How would you measure a digital workplace designed to foster collective intelligence? The work of Laurence Lock Lee of Australia-based SWOOP analytics offers clues. He has developed a set of engagement measures and benchmarks for monitoring interpersonal interactions online – particularly within Yammer. Here’s what they believe to be the most important factors.
Microsoft’s forthcoming Workplace Analytics product, part of Office 365, also hints at an improved capacity to measure collective intelligence.
3. Correlating Working out Loud with corporate performance
Dennis Pearce of Lexmark International, Inc. has written one of the most thorough reports on enterprise social network usage I’ve seen. His dissertation, Developing a Method for Measuring “Working Out Loud”, shares the methodology he used for exploring the relationship between participation within the company’s collaboration tools and the company’s performance.
Pearce points out that the advertised benefits of the social network cannot be achieved with a focus on technology adoption alone.
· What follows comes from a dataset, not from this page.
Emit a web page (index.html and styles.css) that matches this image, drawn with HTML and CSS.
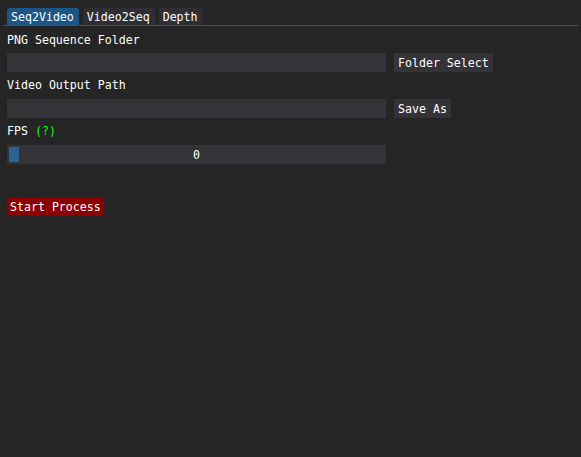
FILE: index.html
```html
<!DOCTYPE html>
<html>
<head>
<meta charset="utf-8">
<link rel="stylesheet" href="styles.css">
</head>
<body>
<div class="window">
  <div class="tabbar">
    <div class="tab active">Seq2Video</div>
    <div class="tab">Video2Seq</div>
    <div class="tab">Depth</div>
  </div>
  <div class="label first">PNG Sequence Folder</div>
  <div class="row r1">
    <div class="input"></div>
    <div class="button">Folder Select</div>
  </div>
  <div class="label">Video Output Path</div>
  <div class="row">
    <div class="input"></div>
    <div class="button">Save As</div>
  </div>
  <div class="label">FPS <span class="help">(?)</span></div>
  <div class="row">
    <div class="slider"><div class="grab"></div><span class="val">0</span></div>
  </div>
  <div class="start">Start Process</div>
</div>
</body>
</html>
```

FILE: styles.css
```css
html, body {
  margin: 0;
  padding: 0;
  background: #252525;
  height: 100%;
}
body {
  font-family: "DejaVu Sans Mono", "Liberation Mono", monospace;
  font-size: 11.6px;
  color: #ffffff;
  line-height: 13px;
}
.window {
  display: flex;
  flex-direction: column;
  align-items: flex-start;
  padding: 8px 0 0 7px;
}
.tabbar {
  display: flex;
  gap: 4px;
  align-self: stretch;
  margin-left: -4px;
  margin-right: 2px;
  padding-left: 4px;
  border-bottom: 1px solid #1d5a8c;
}
.tab {
  height: 16px;
  padding: 1px 5px 0 4px;
  line-height: 17px;
  background: #2e2e34;
  border-radius: 3px 3px 0 0;
}
.tab.active {
  background: #1b5686;
}
.label {
  margin-top: 7px;
  height: 13px;
}
.label.first {
  margin-top: 8px;
}
.row {
  display: flex;
  gap: 8px;
  margin-top: 7px;
}
.row.r1 {
  margin-top: 6px;
}
.input {
  width: 379px;
  height: 19px;
  background: #333338;
}
.button {
  height: 18px;
  padding: 1px 4px 0;
  line-height: 19px;
  background: #333338;
}
.help {
  color: #00ff00;
}
.slider {
  position: relative;
  width: 379px;
  height: 18px;
  padding-top: 1px;
  line-height: 19px;
  background: #333338;
  text-align: center;
}
.grab {
  position: absolute;
  left: 2px;
  top: 2px;
  width: 10px;
  height: 15px;
  background: #2a6394;
  border-radius: 1px;
}
.start {
  margin-top: 33px;
  height: 18px;
  padding: 1px 3px 0;
  line-height: 19px;
  background: #8b0000;
  border-radius: 3px;
}
```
Instead, he argues that ESN platforms are “socio-technical systems,” systems in which acceptance of the technology is shaped not only by the interaction of users with the system but also by interactions among themselves.
According to his paper, four categories of behaviour must be kept in balance in order to maintain the health and value of the social network:
- Consumptive use – passive use to acquire knowledge from the platform
- Contributive use – contributing knowledge to the platform
- Hedonic use – using the platform for fun and entertainment
- Social use – using the platform to establish and maintain social relations with coworkers
Pearce goes on to discuss the practice of Working out Loud – an approach that has emerged as one possible way to address all four factors – and demonstrated how an organization could be surveyed to develop a numerical score for their propensity to work out loud. He suggested that the numerical score provides the ability to correlate social business behavior with other organizational metrics such as financial performance, productivity, defect rates, employee engagement and customer satisfaction.